Outro fator a ser considerado é o acesso aos serviços de saúde das beneficiárias grávidas para a realização do pré-natal, que envolve não só a testagem para o vírus HIV, mas para uma série de doenças. “Caso seja constatada a infecção pelo HIV, a beneficiária grávida (bem como qualquer outra beneficiária) deve iniciar o tratamento antirretroviral, sendo monitorada pela equipe de saúde e assistência social, evitando assim a transmissão vertical (aquela de mãe para filho)”.
Foi justamente nessa população que o Programa Bolsa Família apresentou o maior efeito, com redução de 14.6% e 24.5% nas taxas de incidência de aids em mulheres adultas (maiores de 14 anos) e em crianças de até 14 anos, respectivamente, em cidades com maior nível de endemicidade. “Como os beneficiários precisam acessar o serviço de saúde como requisito para a continuidade do benefício, a expansão do serviço de saúde acompanhou a expansão da cobertura do programa.
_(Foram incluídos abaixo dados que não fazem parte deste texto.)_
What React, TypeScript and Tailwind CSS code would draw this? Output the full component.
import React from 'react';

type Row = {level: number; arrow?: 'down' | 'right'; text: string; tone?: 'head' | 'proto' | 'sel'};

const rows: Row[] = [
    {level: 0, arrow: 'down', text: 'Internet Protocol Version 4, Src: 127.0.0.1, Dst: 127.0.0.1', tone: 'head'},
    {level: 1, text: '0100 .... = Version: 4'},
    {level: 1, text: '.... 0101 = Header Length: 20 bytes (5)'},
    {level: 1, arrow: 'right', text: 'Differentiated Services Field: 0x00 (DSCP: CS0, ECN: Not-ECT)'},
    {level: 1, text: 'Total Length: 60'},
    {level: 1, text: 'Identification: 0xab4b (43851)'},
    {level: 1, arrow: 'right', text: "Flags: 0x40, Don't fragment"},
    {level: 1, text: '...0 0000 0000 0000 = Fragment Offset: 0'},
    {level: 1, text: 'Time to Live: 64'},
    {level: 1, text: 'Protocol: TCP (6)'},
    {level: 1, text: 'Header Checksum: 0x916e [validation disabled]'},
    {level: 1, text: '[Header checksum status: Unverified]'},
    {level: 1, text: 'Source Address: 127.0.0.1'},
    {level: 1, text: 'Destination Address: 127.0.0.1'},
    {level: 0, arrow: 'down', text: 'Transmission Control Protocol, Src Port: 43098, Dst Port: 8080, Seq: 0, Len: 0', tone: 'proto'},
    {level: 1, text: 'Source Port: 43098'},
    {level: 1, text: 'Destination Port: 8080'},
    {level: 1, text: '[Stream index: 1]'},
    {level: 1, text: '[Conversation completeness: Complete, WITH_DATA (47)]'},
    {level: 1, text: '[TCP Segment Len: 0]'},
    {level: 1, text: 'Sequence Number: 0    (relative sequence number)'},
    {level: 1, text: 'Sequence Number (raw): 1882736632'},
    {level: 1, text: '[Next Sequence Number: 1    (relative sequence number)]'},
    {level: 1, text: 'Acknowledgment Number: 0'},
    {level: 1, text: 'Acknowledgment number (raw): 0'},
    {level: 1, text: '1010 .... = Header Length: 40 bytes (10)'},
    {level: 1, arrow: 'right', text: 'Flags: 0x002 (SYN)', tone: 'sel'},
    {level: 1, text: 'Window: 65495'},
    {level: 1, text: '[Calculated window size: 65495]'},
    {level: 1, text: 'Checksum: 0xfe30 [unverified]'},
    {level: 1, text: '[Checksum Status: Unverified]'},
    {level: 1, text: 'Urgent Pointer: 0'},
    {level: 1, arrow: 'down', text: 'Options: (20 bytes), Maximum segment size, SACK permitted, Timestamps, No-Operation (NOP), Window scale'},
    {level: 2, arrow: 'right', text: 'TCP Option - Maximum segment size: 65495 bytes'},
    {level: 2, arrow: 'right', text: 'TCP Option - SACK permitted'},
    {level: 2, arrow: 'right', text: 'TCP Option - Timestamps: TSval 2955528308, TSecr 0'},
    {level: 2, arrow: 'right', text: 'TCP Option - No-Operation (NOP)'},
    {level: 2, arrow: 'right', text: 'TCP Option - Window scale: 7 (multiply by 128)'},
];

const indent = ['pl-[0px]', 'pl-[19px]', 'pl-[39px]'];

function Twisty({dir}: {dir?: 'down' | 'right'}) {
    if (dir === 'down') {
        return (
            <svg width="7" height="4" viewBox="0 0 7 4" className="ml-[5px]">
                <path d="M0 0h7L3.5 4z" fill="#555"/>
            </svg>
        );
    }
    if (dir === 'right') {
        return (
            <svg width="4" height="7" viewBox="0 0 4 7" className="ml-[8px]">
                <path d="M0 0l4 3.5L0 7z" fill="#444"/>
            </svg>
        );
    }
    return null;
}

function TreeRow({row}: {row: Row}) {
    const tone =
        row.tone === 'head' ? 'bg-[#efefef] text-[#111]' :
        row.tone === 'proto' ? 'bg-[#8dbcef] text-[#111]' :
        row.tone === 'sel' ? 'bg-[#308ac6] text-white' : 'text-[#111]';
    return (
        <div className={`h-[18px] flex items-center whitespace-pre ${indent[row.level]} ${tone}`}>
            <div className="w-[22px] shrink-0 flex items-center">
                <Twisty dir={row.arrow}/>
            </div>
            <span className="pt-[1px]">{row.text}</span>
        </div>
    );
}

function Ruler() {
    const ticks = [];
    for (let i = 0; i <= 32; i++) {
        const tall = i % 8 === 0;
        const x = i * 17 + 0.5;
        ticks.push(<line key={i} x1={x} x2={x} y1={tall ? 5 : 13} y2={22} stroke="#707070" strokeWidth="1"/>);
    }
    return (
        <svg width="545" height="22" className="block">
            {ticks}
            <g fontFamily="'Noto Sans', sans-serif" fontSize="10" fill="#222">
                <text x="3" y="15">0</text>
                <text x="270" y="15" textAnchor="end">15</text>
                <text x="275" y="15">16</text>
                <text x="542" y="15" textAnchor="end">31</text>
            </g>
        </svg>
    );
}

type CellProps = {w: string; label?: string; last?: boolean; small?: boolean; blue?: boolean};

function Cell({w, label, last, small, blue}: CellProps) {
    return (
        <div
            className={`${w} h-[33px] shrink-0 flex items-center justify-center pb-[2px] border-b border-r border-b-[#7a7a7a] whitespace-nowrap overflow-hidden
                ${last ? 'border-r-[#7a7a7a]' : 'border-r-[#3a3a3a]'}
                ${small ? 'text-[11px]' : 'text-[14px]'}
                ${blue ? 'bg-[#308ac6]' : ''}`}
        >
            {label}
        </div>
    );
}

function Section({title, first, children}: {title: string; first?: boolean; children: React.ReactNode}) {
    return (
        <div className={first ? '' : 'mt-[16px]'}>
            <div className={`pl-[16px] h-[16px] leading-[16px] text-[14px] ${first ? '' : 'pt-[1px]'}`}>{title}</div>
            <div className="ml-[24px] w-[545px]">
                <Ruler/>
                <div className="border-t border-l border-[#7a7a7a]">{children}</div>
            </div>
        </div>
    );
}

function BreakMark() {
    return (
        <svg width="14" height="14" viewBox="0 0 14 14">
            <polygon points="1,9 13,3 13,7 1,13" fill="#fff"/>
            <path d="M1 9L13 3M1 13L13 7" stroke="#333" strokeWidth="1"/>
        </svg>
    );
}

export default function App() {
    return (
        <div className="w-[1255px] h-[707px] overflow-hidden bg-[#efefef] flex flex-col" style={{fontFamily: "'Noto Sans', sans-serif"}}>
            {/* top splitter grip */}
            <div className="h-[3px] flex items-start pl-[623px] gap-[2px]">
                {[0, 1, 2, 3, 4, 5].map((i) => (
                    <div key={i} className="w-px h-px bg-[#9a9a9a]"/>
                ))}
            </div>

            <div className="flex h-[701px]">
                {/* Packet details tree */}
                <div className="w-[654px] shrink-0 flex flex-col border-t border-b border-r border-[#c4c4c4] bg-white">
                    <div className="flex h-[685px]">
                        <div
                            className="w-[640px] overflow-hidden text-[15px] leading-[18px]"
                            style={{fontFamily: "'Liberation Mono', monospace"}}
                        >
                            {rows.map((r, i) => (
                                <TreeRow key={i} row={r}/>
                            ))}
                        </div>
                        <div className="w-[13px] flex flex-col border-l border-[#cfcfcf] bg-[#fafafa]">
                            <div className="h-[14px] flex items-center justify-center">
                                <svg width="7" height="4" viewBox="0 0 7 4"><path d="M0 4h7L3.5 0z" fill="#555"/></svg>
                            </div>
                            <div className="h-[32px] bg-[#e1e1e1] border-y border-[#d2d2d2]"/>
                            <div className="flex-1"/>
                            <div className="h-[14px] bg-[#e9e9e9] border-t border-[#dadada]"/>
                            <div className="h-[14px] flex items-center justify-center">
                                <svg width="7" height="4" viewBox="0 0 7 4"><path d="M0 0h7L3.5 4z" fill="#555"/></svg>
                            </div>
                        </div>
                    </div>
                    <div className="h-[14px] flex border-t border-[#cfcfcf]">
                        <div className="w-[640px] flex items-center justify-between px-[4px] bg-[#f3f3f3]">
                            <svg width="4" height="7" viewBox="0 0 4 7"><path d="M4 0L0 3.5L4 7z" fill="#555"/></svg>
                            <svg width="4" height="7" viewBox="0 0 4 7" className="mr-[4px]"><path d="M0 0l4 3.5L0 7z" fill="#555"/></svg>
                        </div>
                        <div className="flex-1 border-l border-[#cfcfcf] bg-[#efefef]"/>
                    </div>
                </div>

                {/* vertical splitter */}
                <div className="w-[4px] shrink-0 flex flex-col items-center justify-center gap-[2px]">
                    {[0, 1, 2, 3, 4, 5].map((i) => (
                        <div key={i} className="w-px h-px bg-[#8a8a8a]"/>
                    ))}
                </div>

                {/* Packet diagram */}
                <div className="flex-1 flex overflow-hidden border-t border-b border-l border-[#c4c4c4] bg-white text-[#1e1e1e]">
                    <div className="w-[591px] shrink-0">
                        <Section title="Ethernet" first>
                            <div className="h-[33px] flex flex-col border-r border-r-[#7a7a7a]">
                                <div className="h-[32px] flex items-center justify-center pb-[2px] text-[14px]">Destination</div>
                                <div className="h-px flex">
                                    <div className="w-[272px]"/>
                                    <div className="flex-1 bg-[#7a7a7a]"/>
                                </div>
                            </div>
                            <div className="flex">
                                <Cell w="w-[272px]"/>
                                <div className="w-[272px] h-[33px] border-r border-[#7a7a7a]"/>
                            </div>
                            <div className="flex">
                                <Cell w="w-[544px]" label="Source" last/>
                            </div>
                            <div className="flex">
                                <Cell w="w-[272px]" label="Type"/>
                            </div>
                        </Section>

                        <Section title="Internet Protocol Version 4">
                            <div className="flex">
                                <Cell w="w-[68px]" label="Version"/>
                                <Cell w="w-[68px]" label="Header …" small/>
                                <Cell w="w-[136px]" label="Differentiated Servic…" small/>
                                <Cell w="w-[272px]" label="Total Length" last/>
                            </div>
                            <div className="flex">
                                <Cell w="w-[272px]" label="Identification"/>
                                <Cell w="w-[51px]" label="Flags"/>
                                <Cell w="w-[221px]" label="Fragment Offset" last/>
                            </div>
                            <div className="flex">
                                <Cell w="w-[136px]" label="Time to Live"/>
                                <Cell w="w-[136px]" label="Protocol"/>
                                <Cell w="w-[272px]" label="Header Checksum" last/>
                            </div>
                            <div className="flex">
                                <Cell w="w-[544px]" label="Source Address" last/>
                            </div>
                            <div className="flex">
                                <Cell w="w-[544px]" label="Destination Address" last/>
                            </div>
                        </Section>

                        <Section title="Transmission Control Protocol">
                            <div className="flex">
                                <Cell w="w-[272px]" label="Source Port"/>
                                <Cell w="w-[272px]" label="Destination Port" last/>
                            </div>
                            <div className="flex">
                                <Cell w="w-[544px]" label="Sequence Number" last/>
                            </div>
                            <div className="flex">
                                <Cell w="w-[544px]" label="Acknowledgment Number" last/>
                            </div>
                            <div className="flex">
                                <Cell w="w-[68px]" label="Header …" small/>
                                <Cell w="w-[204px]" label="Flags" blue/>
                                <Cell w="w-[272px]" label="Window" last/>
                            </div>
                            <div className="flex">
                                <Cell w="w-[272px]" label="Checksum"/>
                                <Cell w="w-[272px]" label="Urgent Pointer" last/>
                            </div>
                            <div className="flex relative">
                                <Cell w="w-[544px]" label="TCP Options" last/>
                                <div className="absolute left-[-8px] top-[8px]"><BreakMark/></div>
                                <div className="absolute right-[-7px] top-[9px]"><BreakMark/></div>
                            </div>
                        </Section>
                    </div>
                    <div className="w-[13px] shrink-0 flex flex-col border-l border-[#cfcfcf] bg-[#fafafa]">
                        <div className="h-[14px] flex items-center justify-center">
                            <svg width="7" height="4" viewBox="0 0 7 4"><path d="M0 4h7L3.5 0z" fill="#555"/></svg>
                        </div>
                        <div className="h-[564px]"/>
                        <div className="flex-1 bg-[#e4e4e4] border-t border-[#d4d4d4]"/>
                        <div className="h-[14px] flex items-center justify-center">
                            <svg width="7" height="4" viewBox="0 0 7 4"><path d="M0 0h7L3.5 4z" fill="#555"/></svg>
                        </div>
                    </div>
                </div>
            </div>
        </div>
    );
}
Nesse sentido, de forma geral, o Bolsa família contribui com o aumento da testagem dos beneficiários para HIV e a informação do estado serológico precoce é de suma importância para a controle do HIV/aids por meio da cobertura e aderência ao tratamento, ajudando a inibir a transmissão do HIV”.
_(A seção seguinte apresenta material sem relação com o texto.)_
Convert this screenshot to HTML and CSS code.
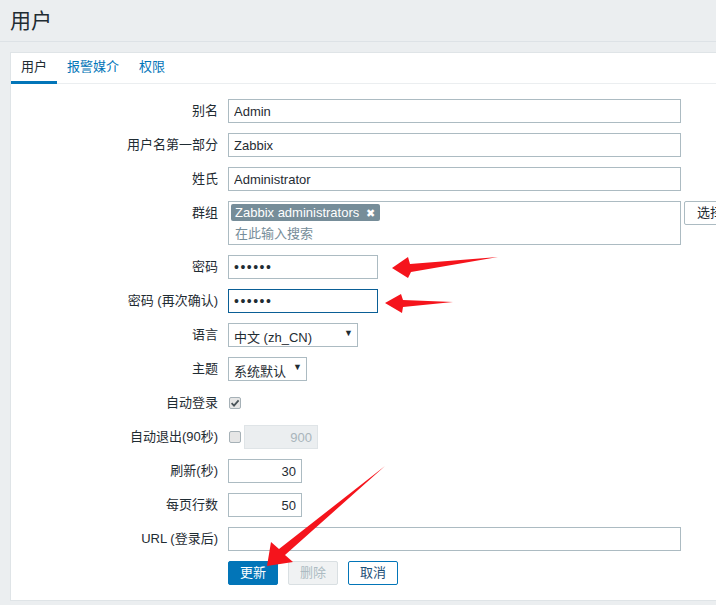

Para Gabriel Morais, a principal contribuição do estudo é mostrar que a proteção social deve ser considerada como parte de qualquer estratégia na luta contra o HIV/Aids e que os programas de transferências condicionais de renda podem reduzir, significativamente, a morbimortalidade por HIV/aids. “Além disso, o nosso estudo mostra que um programa condicional de renda, como o Bolsa Família, representa uma importante intervenção de cunho econômico, educacional e de saúde que pode ajudar o Brasil a atingir alguns dos Objetivos do Desenvolvimento Sustentável da ONU, como por exemplo, reduzir a pobreza extrema e dar fim à pandemia de aids até 2030”, conclui.